Evidentemente la Señora sabía. Sabía y no le importaba (en el mejor de los casos) o simpatizaba con los torturadores - desaparecedores para los que trabajaba en el más aberrante.
Lo real de todo esto es que estas escuetas palabras sirven, vaya el poder de estas, para derrumbar un viejo mito construido por la mentira de quienes fueron cómplices y de quienes quisieron creer en esos cómplices: “No se sabía lo que estaba pasando en el país”.
Desde el retorno de la democracia quienes tuvieron una importante responsabilidad en, al menos esconder lo que pasaba en el país en aquellos años negros se empeñaron en jurar y perjurar que “no se sabía nada de lo que pasaba”.
Desde las más altas esferas de los medios que lucraron con ese silencio de la masacre que se estaba cometiendo, hasta aquellos que fueron cómplices convencidos y que denunciaban “las campañas antiargentinas que se realizaban en el exterior”.
Desde los periodistas que cobraban jugosos sueldos y delataban a sus compañeros “que andaban en algo” hasta aquellos que por cobardía cerraban los ojos y “hacían como que no pasaba nada”.
Durante años he señalado una y otra vez que era imposible tamaña ignorancia esgrimida por quienes fueron comparsa y actores no tan secundarios de la fiesta de las capuchas y las picanas.
Era imposible ignorar lo que pasaba cuando las redacciones se veían iluminadas por la tarea gigantesca del gran Rodolfo Walsh y su Agencia de Noticias Clandestina (ANCLA) que daba cuenta casi periódicamente de las atrocidades cometidas por los militares.
Y es larga la lista de cómplices, muy larga, y no se trata aquí de revanchismo. Se trata lisa y llanamente de comenzar a llamar las cosas por su nombre.
Las madres, esas inmensas y queridas viejas patearon el avispero y realizaron un juicio popular a los periodistas cómplices de la dictadura que “escandalizó” a la corporación mediática y sus paladines de la libertad de expresión.
¿Libertad de expresión de quién?
Es que en la Argentina de hoy existe un sector claramente identificado que se preocupa por la existencia de una libertad de expresión que se encuentre tutelada por el poder económico y entonces cuando este maravilloso milagro ocurre ponen el grito en el cielo.
¿Cómo alguien va a expresarse libremente sin que una empresa de comunicación lo autorice? ¿Cómo alguien va a atreverse a cuestionar el rol que jugaron los periodistas en el país cuando su gobierno masacraba a la gente?
La realidad es que desde su victimización los medios y los periodistas no hacen otra cosa que tratar de esconder el canallesco papel que jugaron en esos años.

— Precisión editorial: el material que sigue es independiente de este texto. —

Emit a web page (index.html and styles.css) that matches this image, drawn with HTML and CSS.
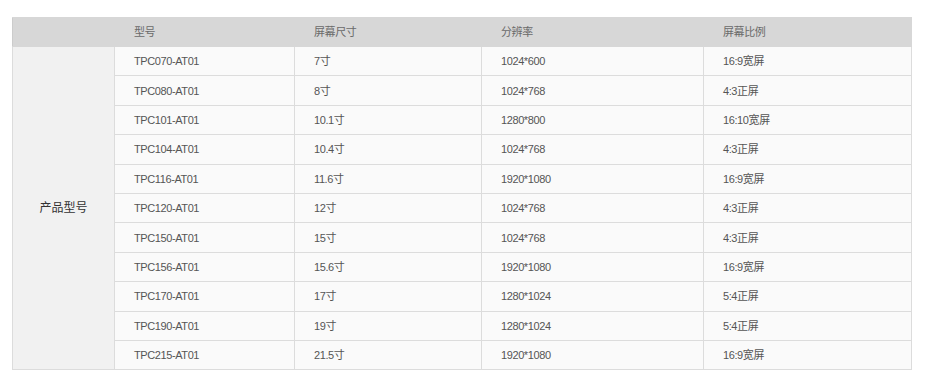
FILE: index.html
```html
<!DOCTYPE html>
<html lang="zh">
<head>
<meta charset="utf-8">
<title>产品型号</title>
<link rel="stylesheet" href="styles.css">
</head>
<body>
<div class="wrap">
<table class="spec">
  <colgroup>
    <col class="c1"><col class="c2"><col class="c3"><col class="c4"><col class="c5">
  </colgroup>
  <thead>
    <tr><th class="blank"></th><th>型号</th><th>屏幕尺寸</th><th>分辨率</th><th>屏幕比例</th></tr>
  </thead>
  <tbody>
    <tr><td class="group" rowspan="11">产品型号</td><td>TPC070-AT01</td><td>7寸</td><td>1024*600</td><td>16:9宽屏</td></tr>
    <tr><td>TPC080-AT01</td><td>8寸</td><td>1024*768</td><td>4:3正屏</td></tr>
    <tr><td>TPC101-AT01</td><td>10.1寸</td><td>1280*800</td><td>16:10宽屏</td></tr>
    <tr><td>TPC104-AT01</td><td>10.4寸</td><td>1024*768</td><td>4:3正屏</td></tr>
    <tr><td>TPC116-AT01</td><td>11.6寸</td><td>1920*1080</td><td>16:9宽屏</td></tr>
    <tr><td>TPC120-AT01</td><td>12寸</td><td>1024*768</td><td>4:3正屏</td></tr>
    <tr><td>TPC150-AT01</td><td>15寸</td><td>1024*768</td><td>4:3正屏</td></tr>
    <tr><td>TPC156-AT01</td><td>15.6寸</td><td>1920*1080</td><td>16:9宽屏</td></tr>
    <tr><td>TPC170-AT01</td><td>17寸</td><td>1280*1024</td><td>5:4正屏</td></tr>
    <tr><td>TPC190-AT01</td><td>19寸</td><td>1280*1024</td><td>5:4正屏</td></tr>
    <tr><td>TPC215-AT01</td><td>21.5寸</td><td>1920*1080</td><td>16:9宽屏</td></tr>
  </tbody>
</table>
</div>
</body>
</html>
```
FILE: styles.css
```css
html, body {
  margin: 0;
  padding: 0;
  background: #fff;
}
.wrap {
  padding: 17px 13px 0 12px;
}
.spec {
  width: 899px;
  table-layout: fixed;
  border-collapse: collapse;
  font-family: "Liberation Sans", Arial, "Noto Sans CJK SC", sans-serif;
  font-size: 11px;
  letter-spacing: -0.4px;
  color: #666;
}
.c1 { width: 102px; }
.c2 { width: 180px; }
.c3 { width: 187px; }
.c4 { width: 222px; }
.c5 { width: 208px; }
.spec thead tr {
  height: 29px;
  background: #d7d7d7;
}
.spec th {
  font-weight: normal;
  text-align: left;
  padding: 0 0 0 19px;
  color: #6a6a6a;
  border: 1px solid #d7d7d7;
  border-left-color: #d0d0d0;
  line-height: 14px;
}
.spec th.blank {
  border-left-color: #cccccc;
}
.spec tbody tr {
  height: 29.4px;
}
.spec td {
  background: #fafafa;
  border: 1px solid #dcdcdc;
  padding: 0 0 0 19px;
  color: #555;
  line-height: 14px;
}
.spec td.group {
  background: #f1f1f1;
  text-align: center;
  padding: 0;
  color: #333;
  font-size: 12px;
  letter-spacing: 0;
}
```
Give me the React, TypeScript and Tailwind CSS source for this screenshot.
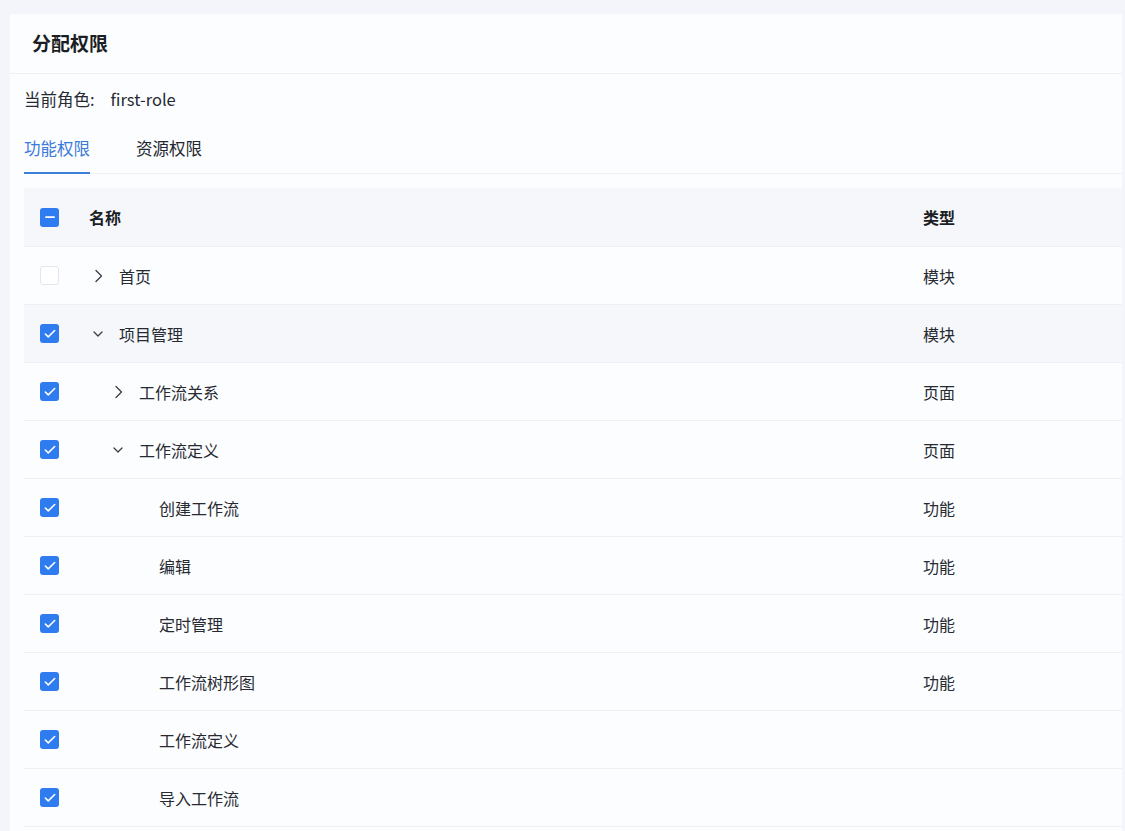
import { Check, Minus } from "lucide-react";

interface Row {
    name: string;
    type: string;
    level: number;
    expand?: "open" | "closed";
    checked: boolean;
    hover?: boolean;
}

const rows: Row[] = [
    { name: "首页", type: "模块", level: 0, expand: "closed", checked: false },
    { name: "项目管理", type: "模块", level: 0, expand: "open", checked: true, hover: true },
    { name: "工作流关系", type: "页面", level: 1, expand: "closed", checked: true },
    { name: "工作流定义", type: "页面", level: 1, expand: "open", checked: true },
    { name: "创建工作流", type: "功能", level: 2, checked: true },
    { name: "编辑", type: "功能", level: 2, checked: true },
    { name: "定时管理", type: "功能", level: 2, checked: true },
    { name: "工作流树形图", type: "功能", level: 2, checked: true },
    { name: "工作流定义", type: "", level: 2, checked: true },
    { name: "导入工作流", type: "", level: 2, checked: true },
];

function Box({ state }: { state: "on" | "off" | "some" }) {
    if (state === "off") {
        return <span className="w-[19px] h-[19px] rounded-[3px] border border-[#e3e6ec] bg-white block" />;
    }
    return (
        <span className="w-[19px] h-[19px] rounded-[3px] bg-[#2f7cf0] flex items-center justify-center">
            {state === "on" ? (
                <Check size={14} strokeWidth={2.75} color="#fff" />
            ) : (
                <Minus size={14} strokeWidth={3} color="#fff" />
            )}
        </span>
    );
}

function Arrow({ open }: { open: boolean }) {
    return open ? (
        <svg width="14" height="14" viewBox="0 0 14 14" fill="none" stroke="currentColor" strokeWidth="1.3" strokeLinecap="round" strokeLinejoin="round">
            <polyline points="3,5 7,9 11,5" />
        </svg>
    ) : (
        <svg width="14" height="14" viewBox="0 0 14 14" fill="none" stroke="currentColor" strokeWidth="1.3" strokeLinecap="round" strokeLinejoin="round">
            <polyline points="5,1.5 10.5,7 5,12.5" />
        </svg>
    );
}

export default function App() {
    return (
        <div
            className="min-h-screen w-full bg-[#f3f5fa] pt-[14px] pl-[10px] pr-[3px] text-[#262a31]"
            style={{ fontFamily: '"Noto Sans CJK SC", "Noto Sans", sans-serif' }}
        >
            <div className="bg-[#fcfdff] rounded-t-[2px] min-h-[817px]">
                {/* Header */}
                <div className="h-[60px] flex items-center px-[22px] border-b border-[#eff1f6]">
                    <h1 className="text-[19px] font-semibold text-[#1b1e24]">分配权限</h1>
                </div>

                <div className="pl-[14px]">
                    <div className="h-[50px] flex items-center text-[16.5px] pt-[1px]">
                        <span>当前角色:</span>
                        <span className="ml-[16px]">first-role</span>
                    </div>

                    {/* Tabs */}
                    <div className="flex h-[50px] border-b border-[#eef0f5] text-[16.5px]">
                        <div className="relative flex items-center text-[#3a7ad8]">
                            功能权限
                            <span className="absolute left-0 right-0 bottom-[-1px] h-[2px] bg-[#3a80d8]" />
                        </div>
                        <div className="flex items-center ml-[46px] text-[#23272e]">资源权限</div>
                    </div>

                    {/* Table */}
                    <div className="mt-[14px] text-[16px]">
                        <div className="h-[59px] flex items-center bg-[#f5f7fb] border-b border-[#eef0f5] font-semibold text-[#1b1e24]">
                            <div className="w-[65px] pl-[16px]">
                                <Box state="some" />
                            </div>
                            <div className="flex-1">名称</div>
                            <div className="w-[199px]">类型</div>
                        </div>
                        {rows.map((r, i) => (
                            <div
                                key={i}
                                className={`h-[58px] flex items-center border-b border-[#eef0f5] ${r.hover ? "bg-[#f5f7fb]" : "bg-[#fcfdff]"}`}
                            >
                                <div className="w-[65px] pl-[16px]">
                                    <Box state={r.checked ? "on" : "off"} />
                                </div>
                                <div className="flex-1 flex items-center">
                                    <span style={{ width: r.level * 20 }} />
                                    <span className="w-[30px] flex items-center pl-[2px] text-[#3a3e45]">
                                        {r.expand && <Arrow open={r.expand === "open"} />}
                                    </span>
                                    <span>{r.name}</span>
                                </div>
                                <div className="w-[199px]">{r.type}</div>
                            </div>
                        ))}
                    </div>
                </div>
            </div>
        </div>
    );
}
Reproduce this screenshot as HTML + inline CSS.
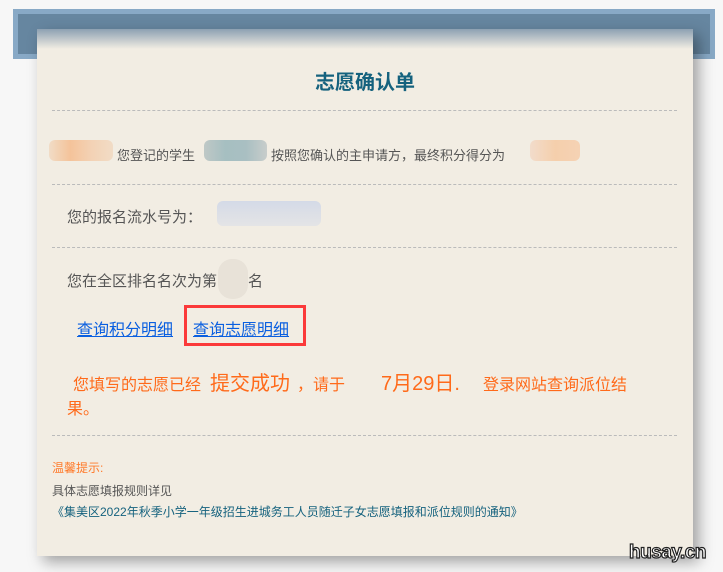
<!DOCTYPE html>
<html><head><meta charset="utf-8"><style>
*{margin:0;padding:0;box-sizing:border-box}
body{width:723px;height:572px;background:#f7f7f7;position:relative;overflow:hidden;font-family:"Liberation Sans","Noto Sans CJK SC",sans-serif}
.band{position:absolute;left:13px;top:9px;width:702px;height:50px;background:#6686a0;border:5px solid #88a9c6}
.card{position:absolute;left:37px;top:29px;width:656px;height:527px;background:#f2ede3;box-shadow:6px 6px 14px rgba(0,0,0,.35)}
.card:before{content:"";position:absolute;left:0;top:0;right:0;height:20px;background:linear-gradient(#8ca0b2,#f2ede3)}
.t{position:absolute;color:#555;font-size:13px;white-space:nowrap}
.o{position:absolute;color:#ff6a1a;white-space:nowrap;font-size:16px}
.hr{position:absolute;left:15px;width:625px;border-top:1px dashed #bbb}
.blur{position:absolute;border-radius:6px}
a{color:#0a5fe0;text-decoration:underline}
</style></head><body>
<div class="band"></div>
<div class="card">
<div class="t" style="left:0;width:656px;text-align:center;top:37px;font-size:20px;font-weight:bold;color:#15627e">志愿确认单</div>
<div class="hr" style="top:81px"></div>
<div class="blur" style="left:12px;top:111px;width:64px;height:21px;background:linear-gradient(90deg,#f1dcc6,#f4c39a,#f3d2b5,#f1dcc6)"></div>
<div class="t" style="left:80px;top:116px">您登记的学生</div>
<div class="blur" style="left:167px;top:111px;width:63px;height:21px;background:linear-gradient(90deg,#bfc8c6,#a6bfc1,#a9bfc2,#c8cdcb)"></div>
<div class="t" style="left:234px;top:116px">按照您确认的主申请方，最终积分得分为</div>
<div class="blur" style="left:493px;top:111px;width:50px;height:21px;background:linear-gradient(90deg,#f2dccb,#f5cfac,#f5d2b4)"></div>
<div class="hr" style="top:155px"></div>
<div class="t" style="left:30px;top:177px;font-size:15px">您的报名流水号为：</div>
<div class="blur" style="left:180px;top:172px;width:104px;height:25px;background:linear-gradient(#d4dae7,#e4e4e6)"></div>
<div class="hr" style="top:218px"></div>
<div class="t" style="left:30px;top:241px;font-size:15px">您在全区排名名次为第</div>
<div class="blur" style="left:181px;top:230px;width:30px;height:40px;border-radius:14px;background:#e8e2d8"></div>
<div class="t" style="left:211px;top:241px;font-size:15px">名</div>
<div class="t" style="left:40px;top:287px;font-size:16px"><a>查询积分明细</a></div>
<div class="t" style="left:156px;top:287px;font-size:16px"><a>查询志愿明细</a></div>
<div style="position:absolute;left:147px;top:276px;width:122px;height:41px;border:3px solid #fb3a3a"></div>
<div class="o" style="left:36px;top:342px">您填写的志愿已经</div>
<div class="o" style="left:173px;top:338px;font-size:20px">提交成功</div>
<div class="o" style="left:260px;top:342px">，请于</div>
<div class="o" style="left:344px;top:338px;font-size:20px">7月29日.</div>
<div class="o" style="left:446px;top:342px">登录网站查询派位结</div>
<div class="o" style="left:30px;top:366px">果。</div>
<div class="hr" style="top:406px"></div>
<div class="t" style="left:15px;top:430px;font-size:12px;color:#ff7a2a">温馨提示:</div>
<div class="t" style="left:15px;top:453px;font-size:12px;color:#555">具体志愿填报规则详见</div>
<div class="t" style="left:15px;top:474px;font-size:12px;color:#15627e">《集美区2022年秋季小学一年级招生进城务工人员随迁子女志愿填报和派位规则的通知》</div>
</div>
<div style="position:absolute;left:629px;top:542px;font:bold 19px 'Liberation Sans',sans-serif;color:#fff;-webkit-text-stroke:1.2px #222;letter-spacing:-0.5px">husay.cn</div>
</body></html>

Silenciando a las mayorías perseguidas y asesinadas; delatando a sus compañeros; justificando la barbarie.
Claro, como corresponde, ni bien cambió es status quo estos especialistas en vaciar a las palabras de contenido comenzaron a declamar grandilocuentemente para no decir nada, pero por sobre todo para ocultar sus responsabilidades.
Curiosamente casi treinta años después de la vuelta formal a la democracia la Señora, la Diva de los mediodías, con unas pocas palabras destruyó el mito construido pacientemente por décadas con toneladas de letras.
Ellos sabían.
Ellos callaban.
Ellos escondían.
Ellos fueron cómplices.
Ellos fueron parte.
Queda en nosotros, ahora, la responsabilidad de mostrar claramente que no todo fue igual, que el casi centenar de periodistas no desapareció en vano y que sus delatores recibirán el castigo que merecen.